The play is a tragedy, but would Hollywood tolerate that in a movie about itself and its ambitions? Can the analyst accept his own limitations? In one of the taped analyses that I review as part of my research, the analyst is older. He is confronting his own mortality. And this leads him to focus on his superpowers instead of the experience of the patient. Weirdly, despite knowing that the analyst was not doing analysis, we rated his work quite highly. Why? I think there are many reasons - perhaps including our own wishes to avoid identifying with the aging analyst - but I think the dominant reason is that he was practiced enough to engage, technically, in the analysis. He was following the rules. But the music wasn't happening. I fear that this film disappoints because it does not confront the malignant nature of this kind of narcissism - this self love that occludes making real connections. Or maybe it succeeds in showing us how we live in a culture - whether that is the culture of Hollywood or the microculture - in my case the psychoanalytic subculture - that promises us superpowers if we dedicate ourselves to the terrible master that each of our particular cultures can become.

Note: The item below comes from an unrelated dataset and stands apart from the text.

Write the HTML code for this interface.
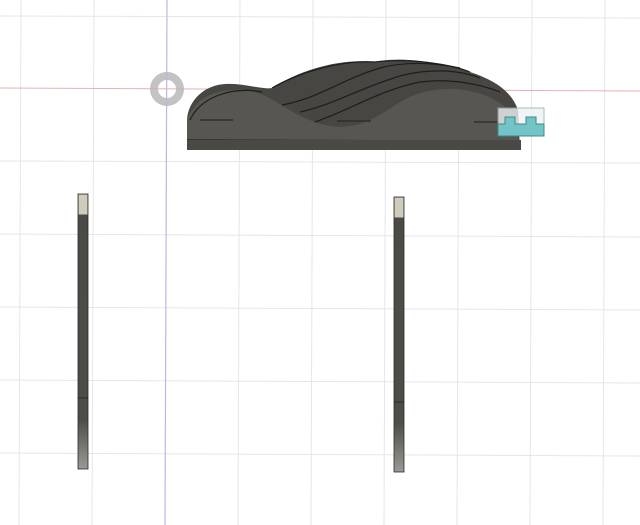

Hollywood has long told us - since at least Citizen Kane - that the star is immortal - and that the tragic wound - the remembered happy world that our ambition and the ambitions that others have for us has dragged us from - makes us appealing characters. Orson Welles, though, had the courage to face the idea that all of his talent - all of his charisma - all of his magic does not allow him to change the fundamental parameters - and that these very gifts are also despotic and demanding tyrants who will, sometimes even despite our best efforts, destroy our efforts to be human as we are lured into being superhuman. What this film articulates, perhaps better even than Kane, is the way in which the adoration of the other - whether an individual, a critic, or an audience - is so necessary to maintain self cohesion. That the essence of narcissism, even in its most difficult forms, is not the armor that it provides, but the vulnerability to annihilation, an annihilation that none of us - actor, analyst or Indian chief, can avoid. This movie's answer to the dilemma is to keep working on the armor. I think it is more difficult, more humbling, but also more likely to bear fruit to deal with the universe as it is - and to live with rather than deny the resulting vulnerability to annihilation that we do, in fact, inevitably face.